### Requirements:
Exactly as written, write out the lines below from the first to the one containing "background: #0a4b85;", inclusive. Pictures do not belong in the copy.

++++++++++++++++++++

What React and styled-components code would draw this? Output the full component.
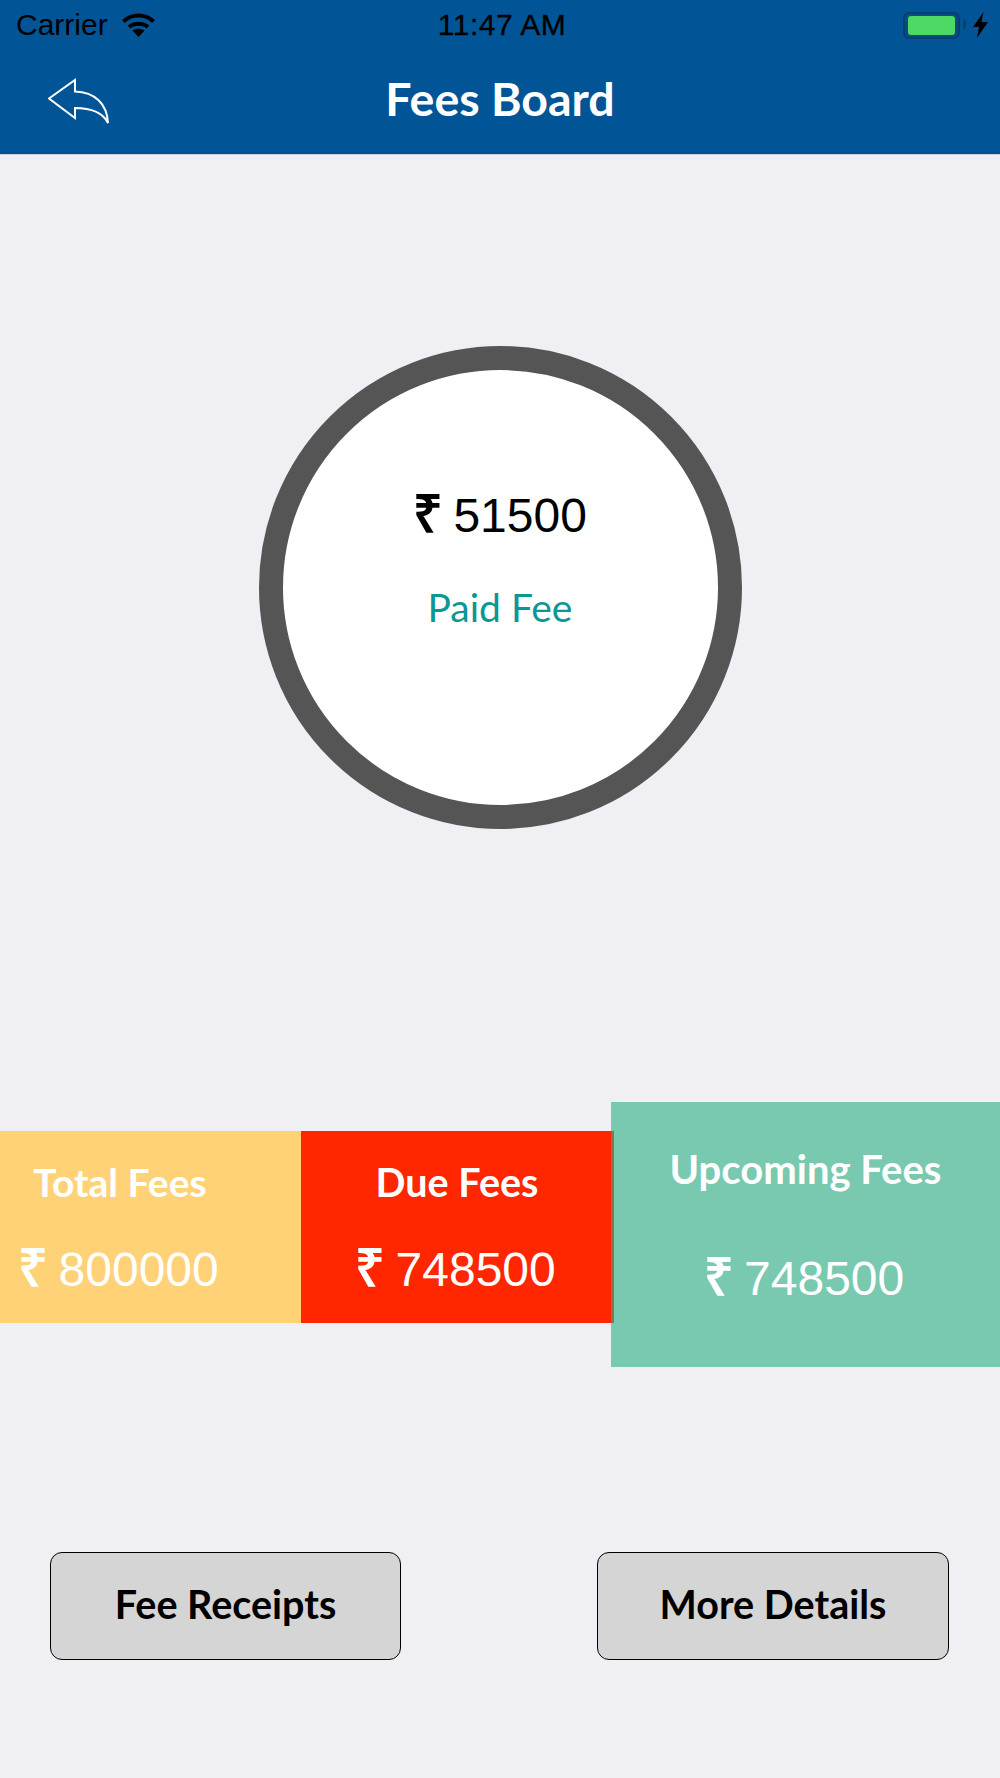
import React from 'react'
import styled, { createGlobalStyle } from 'styled-components'

const GlobalStyle = createGlobalStyle`
  html, body { margin: 0; padding: 0; background: #efeff4; }
  * { box-sizing: border-box; }
`

const SANS = `"Liberation Sans", Arial, sans-serif`
const TITLE = `Lato, "Open Sans", sans-serif`

const Page = styled.div`
  width: 1000px;
  height: 1778px;
  overflow: hidden;
  display: flex;
  flex-direction: column;
  background: #efeff4;
`

const Header = styled.header`
  height: 155px;
  background: #015596;
  border-bottom: 1px solid #c9d3dd;
  display: flex;
  flex-direction: column;
`

const StatusBar = styled.div`
  height: 50px;
  padding: 0 12px 0 16px;
  display: grid;
  grid-template-columns: 1fr auto 1fr;
  align-items: center;
  font-family: ${SANS};
  font-size: 30px;
  color: #000;
`

const StatusLeft = styled.div`
  display: flex;
  align-items: center;
  gap: 14px;
`

const StatusTime = styled.div`
  letter-spacing: 0.5px;
  -webkit-text-stroke: 0.3px #000;
`

const StatusRight = styled.div`
  display: flex;
  align-items: center;
  justify-content: flex-end;
`

const Battery = styled.div`
  position: relative;
  width: 57px;
  height: 27px;
  margin-right: 13px;
  padding: 2px 3px;
  border: 2px solid #0a3f70;
  border-radius: 6px;
  background: #0a4b85;

  &::after {
    content: '';
    position: absolute;
    top: 6px;
    right: -8px;
    width: 3px;
    height: 9px;
    border-radius: 0 3px 3px 0;
    background: #0a3f70;
  }
`

const BatteryFill = styled.div`
  height: 100%;
  border-radius: 3px;
  background: #4cd964;
`

const NavBar = styled.div`
  flex: 1;
  padding-left: 48px;
  display: grid;
  grid-template-columns: 62px 1fr 110px;
  align-items: center;
`

const Title = styled.h1`
  margin: 0 0 8px;
  text-align: center;
  font-family: ${TITLE};
  font-size: 46.5px;
  font-weight: 700;
  color: #fff;
`

const Main = styled.main`
  display: flex;
  flex-direction: column;
`

const Ring = styled.div`
  width: 483px;
  height: 483px;
  margin: 191px auto 0;
  padding-top: 119px;
  border: 24px solid #555;
  border-radius: 50%;
  background: #fff;
  display: flex;
  flex-direction: column;
  align-items: center;
`

const Amount = styled.div`
  padding-right: ${p => p.$nudge || 0}px;
  font-family: ${SANS};
  font-size: 48px;
  line-height: 54px;
  white-space: nowrap;
  color: ${p => p.$color || '#fff'};
`

const Rupee = styled.span`
  margin-right: -3px;
  font-size: 52px;
  font-weight: 700;
  line-height: 0;
`

const PaidLabel = styled.div`
  margin-top: 39px;
  font-family: ${TITLE};
  font-size: 39px;
  line-height: 50px;
  color: #0c9795;
`

const Cards = styled.div`
  margin-top: 273px;
  display: flex;
  align-items: flex-start;
`

const Card = styled.div`
  position: relative;
  width: ${p => p.$width}px;
  height: ${p => p.$height}px;
  margin-top: ${p => p.$top || 0}px;
  margin-left: ${p => p.$overlap || 0}px;
  padding: ${p => p.$padTop}px ${p => p.$padRight || 0}px 0 0;
  background: ${p => p.$bg};
  display: flex;
  flex-direction: column;
  align-items: center;
  color: #fff;
`

// the red card's edge showing through on the green one
const Seam = styled.div`
  position: absolute;
  top: 29px;
  left: 0;
  width: 3px;
  height: 192px;
  background: #7f7a4e;
`

const CardTitle = styled.div`
  margin-bottom: ${p => p.$gap}px;
  font-family: ${TITLE};
  font-size: ${p => p.$size}px;
  font-weight: 700;
  line-height: 48px;
  white-space: nowrap;
`

const Buttons = styled.div`
  margin-top: 185px;
  padding: 0 51px 0 50px;
  display: flex;
  justify-content: space-between;
`

const ActionButton = styled.button`
  width: 351px;
  height: 108px;
  padding: 0 0 5px;
  border: 1px solid #000;
  border-radius: 12px;
  background: #d5d5d5;
  font-family: ${TITLE};
  font-size: 39.5px;
  font-weight: 700;
  color: #000;

  & + & {
    width: 352px;
  }
`

const WifiIcon = () => (
  <svg width="33" height="24" viewBox="0 0 33 24" fill="none" stroke="#000" strokeWidth="4">
    <path d="M1.5 8.5C9.5 0.5 23.5 0.5 31.5 8.5" />
    <path d="M7 14C12 9.5 21 9.5 26 14" />
    <path d="M16.5 24L10.5 17.5C14 15 19 15 22.5 17.5Z" fill="#000" stroke="none" />
  </svg>
)

const BoltIcon = () => (
  <svg width="15" height="26" viewBox="0 0 15 26" fill="#000">
    <path d="M10.5 0L0 15H6L4 26L15 10H8.5Z" />
  </svg>
)

const BackIcon = () => (
  <svg width="62" height="48" viewBox="0 0 62 48" fill="none" stroke="#fff" strokeWidth="2">
    <path d="M1 20.5L27 2V13.5C47 14 59 26 60 45C55 35 44 30 27 30V40Z" />
  </svg>
)

const Money = ({ value, color, nudge }) => (
  <Amount $color={color} $nudge={nudge}>
    <Rupee>₹</Rupee> {value}
  </Amount>
)

const cards = [
  { title: 'Total Fees', value: '800000', bg: '#ffd278', width: 301, height: 192, top: 29, padTop: 27, padRight: 61, gap: 37, size: 39 },
  { title: 'Due Fees', value: '748500', bg: '#ff2600', width: 312, height: 192, top: 29, padTop: 27, gap: 37, size: 39.5 },
  { title: 'Upcoming Fees', value: '748500', bg: '#79c9b0', width: 389, height: 265, overlap: -2, padTop: 43, gap: 59, size: 40, seam: true },
]

const App = () => {
  return (
    <Page>
      <GlobalStyle />
      <Header>
        <StatusBar>
          <StatusLeft>
            Carrier
            <WifiIcon />
          </StatusLeft>
          <StatusTime>11:47 AM</StatusTime>
          <StatusRight>
            <Battery>
              <BatteryFill />
            </Battery>
            <BoltIcon />
          </StatusRight>
        </StatusBar>
        <NavBar>
          <BackIcon />
          <Title>Fees Board</Title>
        </NavBar>
      </Header>
      <Main>
        <Ring>
          <Money value="51500" color="#000" />
          <PaidLabel>Paid Fee</PaidLabel>
        </Ring>
        <Cards>
          {cards.map(c => (
            <Card
              key={c.title}
              $bg={c.bg}
              $width={c.width}
              $height={c.height}
              $top={c.top}
              $overlap={c.overlap}
              $padTop={c.padTop}
              $padRight={c.padRight}
            >
              {c.seam && <Seam />}
              <CardTitle $gap={c.gap} $size={c.size}>{c.title}</CardTitle>
              <Money value={c.value} nudge={3} />
            </Card>
          ))}
        </Cards>
        <Buttons>
          <ActionButton>Fee Receipts</ActionButton>
          <ActionButton>More Details</ActionButton>
        </Buttons>
      </Main>
    </Page>
  )
}

export default App
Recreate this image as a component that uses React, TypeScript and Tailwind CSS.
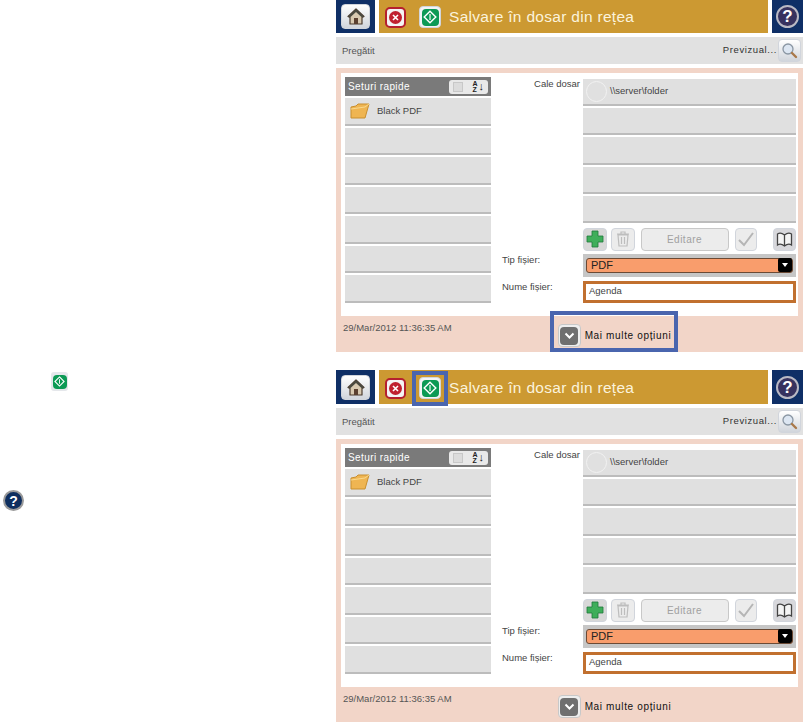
const IconFrame = ({ className = '', children }: { className?: string; children: React.ReactNode }) => (
  <div className={`flex items-center justify-center rounded-[4px] border border-gray-300 bg-gradient-to-b from-white to-gray-300 ${className}`}>
    {children}
  </div>
);

const HomeIcon = () => (
  <svg width="18" height="17" viewBox="0 0 18 17">
    <path d="M9 1 L1 8.500 L3 9.500 L3 16 L15 16 L15 9.500 L17 8.500 Z" fill="#d8c9b0" stroke="#4b3b2e" strokeWidth="1.200" strokeLinejoin="round" />
    <path d="M9 1 L1 8.500 L3 9.500 L9 4 L15 9.500 L17 8.500 Z" fill="#4a4a40" />
    <rect x="7" y="10" width="4" height="6" fill="#5b4030" />
  </svg>
);

const StopIcon = () => (
  <div className="flex h-[21px] w-[21px] items-center justify-center rounded-[5px] border-2 border-[#b5202e] bg-[#f4f4f4]">
    <div className="flex h-[13px] w-[13px] items-center justify-center rounded-full bg-[#c0202f]">
      <svg width="7" height="7" viewBox="0 0 7 7">
        <path d="M1 1 L6 6 M6 1 L1 6" stroke="#fff" strokeWidth="1.600" />
      </svg>
    </div>
  </div>
);

const StartIcon = ({ size = 16 }: { size?: number }) => (
  <div className="flex items-center justify-center rounded-[4px] bg-[#0c9a55]" style={{ width: size, height: size }}>
    <svg width={size - 3} height={size - 3} viewBox="0 0 12 12">
      <path d="M6 1 L11 6 L6 11 L1 6 Z" fill="none" stroke="#fff" strokeWidth="1.200" />
      <path d="M6 3.500 L6 8.500" stroke="#fff" strokeWidth="1" />
    </svg>
  </div>
);

const FolderIcon = () => (
  <svg width="20" height="17" viewBox="0 0 20 17">
    <path d="M1 5 L1 16 L15 16 L19 2 L8 2 L6 4 Z" fill="#efb552" stroke="#c98f2e" strokeWidth="1" strokeLinejoin="round" />
    <path d="M1 7 L15 5 L19 2" fill="none" stroke="#f9d98d" strokeWidth="1" />
  </svg>
);

const ListRow = ({ label }: { label?: string }) => (
  <div className="flex h-[27.5px] items-center gap-[7px] border-b-2 border-[#bcbcbc] bg-[#e0e0e0] pl-[5px] text-[9.5px] text-[#444]">
    {label && <FolderIcon />}
    {label && <span>{label}</span>}
  </div>
);

const PathRow = ({ label }: { label?: string }) => (
  <div className="flex h-[27.2px] items-center border-b-2 border-[#bcbcbc] bg-[#e0e0e0] pl-[3px] text-[9.5px] text-[#444]">
    {label && <div className="mr-[3px] h-[21px] w-[21px] rounded-full border border-[#f2f2f2]" />}
    {label && <span>{label}</span>}
  </div>
);

const Screen = ({ moreHighlight, startHighlight }: { moreHighlight?: boolean; startHighlight?: boolean }) => (
  <div className="relative h-[353px] w-[467px] shrink-0">
    {/* top bar */}
    <div className="flex h-[34px] gap-[4px]">
      <div className="flex w-[39px] items-center justify-center bg-[#0f2f66]">
        <IconFrame className="h-[25px] w-[29px] border-[#aaa] from-[#e4e4e4] to-[#a4a4a4]">
          <HomeIcon />
        </IconFrame>
      </div>
      <div className="flex w-[389px] items-center bg-[#cc9932] pt-[2px] pl-[6px]">
        <StopIcon />
        <div className="ml-[13px] flex h-[22px] w-[22px] items-center justify-center rounded-[4px] border border-gray-300 bg-gray-100">
          <StartIcon size={17} />
        </div>
        <span className="ml-[8px] text-[15.5px] leading-none tracking-[0.3px] text-[#fbf3dc]">Salvare în dosar din rețea</span>
      </div>
      <div className="flex w-[31px] items-center justify-center bg-[#0f2f66]">
        <div className="flex h-[23px] w-[23px] items-center justify-center rounded-full border-2 border-[#b9b9c4] bg-[#37325f] text-[17px] leading-none font-bold text-white">?</div>
      </div>
    </div>

    {/* status */}
    <div className="mt-[4px] flex h-[27px] items-center justify-between bg-[#e1e1e1] pr-[2px] pl-[6px]">
      <span className="pt-[2px] text-[9.5px] text-[#555]">Pregătit</span>
      <div className="flex items-center gap-[1px]">
        <span className="text-[9.5px] tracking-[0.6px] text-[#333]">Previzual...</span>
        <IconFrame className="h-[23px] w-[23px] border-[#9a9a9a]">
          <svg width="17" height="17" viewBox="0 0 17 17">
            <circle cx="7" cy="7" r="5" fill="#dce6f2" stroke="#8a96a3" strokeWidth="1.300" />
            <path d="M11 11 L15 15" stroke="#a9794a" strokeWidth="2.400" strokeLinecap="round" />
          </svg>
        </IconFrame>
      </div>
    </div>

    {/* panel */}
    <div className="mt-[4px] h-[284px] bg-[#f2d5c8] px-[5px] pt-[5px]">
      <div className="flex h-[243px] bg-white pt-[4px] pl-[4px]">
        <div className="w-[146px] shrink-0">
          <div className="flex h-[19px] items-center justify-between bg-[#7a7a7a] pr-[3px] pl-[3px]">
            <span className="text-[10px] tracking-[0.4px] text-white">Seturi rapide</span>
            <div className="flex h-[14px] w-[39px] items-center justify-between rounded-[3px] bg-[#e9e9e9] px-[4px]">
              <div className="h-[10px] w-[10px] border border-[#c8c8c8] bg-[#dcdcdc]" />
              <div className="flex items-center gap-[1px]">
                <span className="flex flex-col text-[7px] leading-[6px] font-bold text-[#222]">
                  <span>A</span>
                  <span>Z</span>
                </span>
                <span className="text-[11px] leading-none font-bold text-[#222]">↓</span>
              </div>
            </div>
          </div>
          <div className="mt-[2px] flex flex-col gap-[2px]">
            <ListRow label="Black PDF" />
            <ListRow />
            <ListRow />
            <ListRow />
            <ListRow />
            <ListRow />
            <ListRow />
          </div>
        </div>

        <div className="ml-[11px] w-[81px] shrink-0 text-[9.5px] text-[#444]">
          <div className="mt-[1px] h-[11px] pr-[3px] text-right leading-[11px]">Cale dosar</div>
          <div className="mt-[164px] h-[27px] leading-[14px]">Tip fișier:</div>
          <div className="leading-[14px]">Nume fișier:</div>
        </div>

        <div className="w-[213px] shrink-0 pt-[2px]">
          <div className="flex flex-col gap-[2px]">
            <PathRow label="\\server\folder" />
            <PathRow />
            <PathRow />
            <PathRow />
            <PathRow />
          </div>
          <div className="mt-[5px] flex h-[23px] items-center">
            <IconFrame className="h-[23px] w-[24px] border-[#888] bg-none bg-[#d8d8d8]">
              <svg width="18" height="18" viewBox="0 0 18 18">
                <path d="M6 1 H12 V6 H17 V12 H12 V17 H6 V12 H1 V6 H6 Z" fill="#3fae5a" stroke="#1f7a3a" strokeWidth="0.800" />
              </svg>
            </IconFrame>
            <IconFrame className="ml-[4px] h-[23px] w-[24px] border-[#cfcfcf] bg-none bg-[#ececec]">
              <svg width="14" height="16" viewBox="0 0 14 16">
                <path d="M2 4 H12 L11 15 H3 Z M1 3 H13 M5 3 V1 H9 V3 M5.500 6 V13 M8.500 6 V13" fill="none" stroke="#bdbdbd" strokeWidth="1.200" />
              </svg>
            </IconFrame>
            <div className="ml-[6px] flex h-[23px] w-[89px] items-center justify-center rounded-[4px] border border-[#c8c8c8] bg-[#ececec] text-[10px] tracking-[0.5px] text-[#a0a0a0]">Editare</div>
            <IconFrame className="ml-[6px] h-[23px] w-[23px] border-[#c8c8c8] bg-none bg-[#ececec]">
              <svg width="18" height="16" viewBox="0 0 18 16">
                <path d="M2 9 L7 14 L16 2" fill="none" stroke="#b5b5b5" strokeWidth="2" />
              </svg>
            </IconFrame>
            <IconFrame className="ml-[16px] h-[23px] w-[23px] border-[#888] bg-none bg-[#d8d8dc]">
              <svg width="17" height="15" viewBox="0 0 17 15">
                <path d="M8.500 3 C6 1 3 1 1.500 2 V13 C3 12 6 12 8.500 14 C11 12 14 12 15.500 13 V2 C14 1 11 1 8.500 3 Z M8.500 3 V14" fill="#f4f4f4" stroke="#444" strokeWidth="1.300" />
              </svg>
            </IconFrame>
          </div>
          <div className="mt-[3px] flex h-[23px] items-center bg-[#c6c6c6] px-[3px]">
            <div className="flex h-[15px] w-full items-center justify-between rounded-[3px] border border-[#6b4a35] bg-[#f99d6c] pl-[4px]">
              <span className="text-[11px] leading-none text-[#222]">PDF</span>
              <div className="flex h-[14px] w-[14px] items-center justify-center rounded-[2px] bg-black">
                <div className="h-0 w-0 border-x-[3px] border-t-[4px] border-x-transparent border-t-white" />
              </div>
            </div>
          </div>
          <div className="mt-[4px] flex h-[22px] items-center border-[3px] border-[#c1702f] bg-white pb-[1px] pl-[3px] text-[9.5px] text-[#444]">Agenda</div>
        </div>
      </div>

      <div className="flex h-[36px] items-start">
        <span className="mt-[7px] ml-[2px] text-[9.5px] leading-[10px] text-[#555]">29/Mar/2012 11:36:35 AM</span>
        <div className="mt-[8px] ml-[106px] flex items-center gap-[4px]">
          <div className="flex h-[23px] w-[23px] items-center justify-center rounded-[4px] border border-[#c8c8c8] bg-[#eee]">
            <div className="flex h-[18px] w-[18px] items-center justify-center rounded-[4px] bg-[#6f6f6f]">
              <svg width="11" height="8" viewBox="0 0 11 8">
                <path d="M1.500 1.500 L5.500 5.500 L9.500 1.500" fill="none" stroke="#fff" strokeWidth="2" />
              </svg>
            </div>
          </div>
          <span className="text-[10px] tracking-[0.65px] text-[#111]">Mai multe opțiuni</span>
        </div>
      </div>
    </div>

    {moreHighlight && <div className="absolute top-[312px] left-[214px] h-[41px] w-[128px] border-[4px] border-[#4a65ae]" />}
    {startHighlight && <div className="absolute top-[1px] left-[76px] h-[35px] w-[36px] border-[4px] border-[#4a65ae]" />}
  </div>
);

export default function App() {
  return (
    <div className="flex h-[722px] w-[805px] overflow-hidden bg-white font-['Liberation_Sans',Arial,sans-serif]">
      <div className="w-[336px] shrink-0">
        <div className="mt-[372px] ml-[51px] flex h-[19px] w-[17px] items-center justify-center rounded-[3px] bg-gray-200">
          <StartIcon size={14} />
        </div>
        <div className="mt-[99px] ml-[3px] flex h-[21px] w-[21px] items-center justify-center rounded-full border-2 border-[#9a9a9a] bg-[#0f2f5f] text-[14px] leading-none font-bold text-white">?</div>
      </div>
      <div className="-mt-[1px] flex w-[467px] shrink-0 flex-col gap-[18px]">
        <Screen moreHighlight />
        <Screen startHighlight />
      </div>
    </div>
  );
}
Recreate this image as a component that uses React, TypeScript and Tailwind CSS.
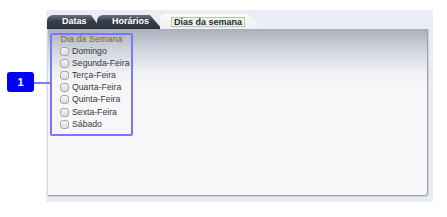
import React from 'react';

const days = ['Domingo', 'Segunda-Feira', 'Terça-Feira', 'Quarta-Feira', 'Quinta-Feira', 'Sexta-Feira', 'Sábado'];

export default function App() {
  return (
    <div className="relative w-[447px] h-[217px] bg-white font-['Liberation_Sans',Arial,sans-serif]">
      {/* callout marker */}
      <div className="absolute left-[7px] top-[72px] w-[27px] h-[20px] rounded-[3px] bg-[#0000f5] text-white text-[11px] font-bold flex items-center justify-center">
        1
      </div>
      <div className="absolute left-[34px] top-[82px] w-[16px] h-[2px] bg-[#7b7bff]" />

      <div className="pt-[10px] pl-[46px]">
        <div className="w-[387px] h-[192px] bg-[#eaedf3] pt-[4px] pl-[1px] flex flex-col">
          {/* tabs */}
          <div className="flex items-end h-[15px]">
            <div className="w-[54px] h-[14px] rounded-tl-[6px] bg-[linear-gradient(to_bottom,#6a7280,#3a414c_40%,#2c323b)] [clip-path:polygon(0_0,44px_0,100%_100%,0_100%)] pl-[15px] flex items-center text-white text-[9px] font-bold">
              Datas
            </div>
            <div className="-ml-[4px] w-[65px] h-[14px] rounded-tl-[6px] bg-[linear-gradient(to_bottom,#6a7280,#3a414c_40%,#2c323b)] [clip-path:polygon(0_0,53px_0,100%_100%,0_100%)] pl-[15px] flex items-center text-white text-[9px] font-bold">
              Horários
            </div>
            <div className="-ml-[2px] w-[102px] h-[15px] rounded-tl-[6px] bg-[linear-gradient(to_bottom,#fbfbfd,#eceef3)] [clip-path:polygon(0_0,87px_0,100%_100%,0_100%)] pl-[11px] flex items-center">
              <span className="px-[2px] h-[10px] leading-[9px] border border-[#b9c9a4] bg-[#eef3e4] text-[#1c2a3c] text-[9px] font-bold">
                Dias da semana
              </span>
            </div>
          </div>

          {/* panel */}
          <div className="w-[381px] h-[167px] border-l border-[#d8dbe2] border-r border-r-[#9da1aa] border-b border-b-[#9da1aa] rounded-br-[4px] shadow-[1px_1px_1px_rgba(0,0,0,0.12)] bg-[linear-gradient(to_bottom,#a9afbd_0px,#d3d6de_22px,#f2f3f6_45px,#f7f7f9_60px)] pl-[2px] pt-[4px]">
            <div className="w-[83px] h-[103px] border-2 border-[#7878ff] rounded-[2px] flex flex-col">
              <div className="text-center text-[9px] text-[#86682a] leading-[8px] mt-0">Dia da Semana</div>
              <div className="flex flex-col pl-[8px] mt-[2px]">
                {days.map(d => (
                  <label key={d} className="flex items-center gap-[3px] h-[12.2px] text-[8.7px] text-[#3a3a3a]">
                    <span className="w-[9px] h-[9px] rounded-[3px] border border-[#a8a8a8] bg-[linear-gradient(to_bottom,#f4f4f4,#dcdcdc)]" />
                    {d}
                  </label>
                ))}
              </div>
            </div>
          </div>
        </div>
      </div>
    </div>
  );
}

++++++++++++++++++++

### Exercise response:
What React and styled-components code would draw this? Output the full component.
import React from 'react'
import styled, { createGlobalStyle } from 'styled-components'

const GlobalStyle = createGlobalStyle`
  html, body { margin: 0; padding: 0; background: #efeff4; }
  * { box-sizing: border-box; }
`

const SANS = `"Liberation Sans", Arial, sans-serif`
const TITLE = `Lato, "Open Sans", sans-serif`

const Page = styled.div`
  width: 1000px;
  height: 1778px;
  overflow: hidden;
  display: flex;
  flex-direction: column;
  background: #efeff4;
`

const Header = styled.header`
  height: 155px;
  background: #015596;
  border-bottom: 1px solid #c9d3dd;
  display: flex;
  flex-direction: column;
`

const StatusBar = styled.div`
  height: 50px;
  padding: 0 12px 0 16px;
  display: grid;
  grid-template-columns: 1fr auto 1fr;
  align-items: center;
  font-family: ${SANS};
  font-size: 30px;
  color: #000;
`

const StatusLeft = styled.div`
  display: flex;
  align-items: center;
  gap: 14px;
`

const StatusTime = styled.div`
  letter-spacing: 0.5px;
  -webkit-text-stroke: 0.3px #000;
`

const StatusRight = styled.div`
  display: flex;
  align-items: center;
  justify-content: flex-end;
`

const Battery = styled.div`
  position: relative;
  width: 57px;
  height: 27px;
  margin-right: 13px;
  padding: 2px 3px;
  border: 2px solid #0a3f70;
  border-radius: 6px;
  background: #0a4b85;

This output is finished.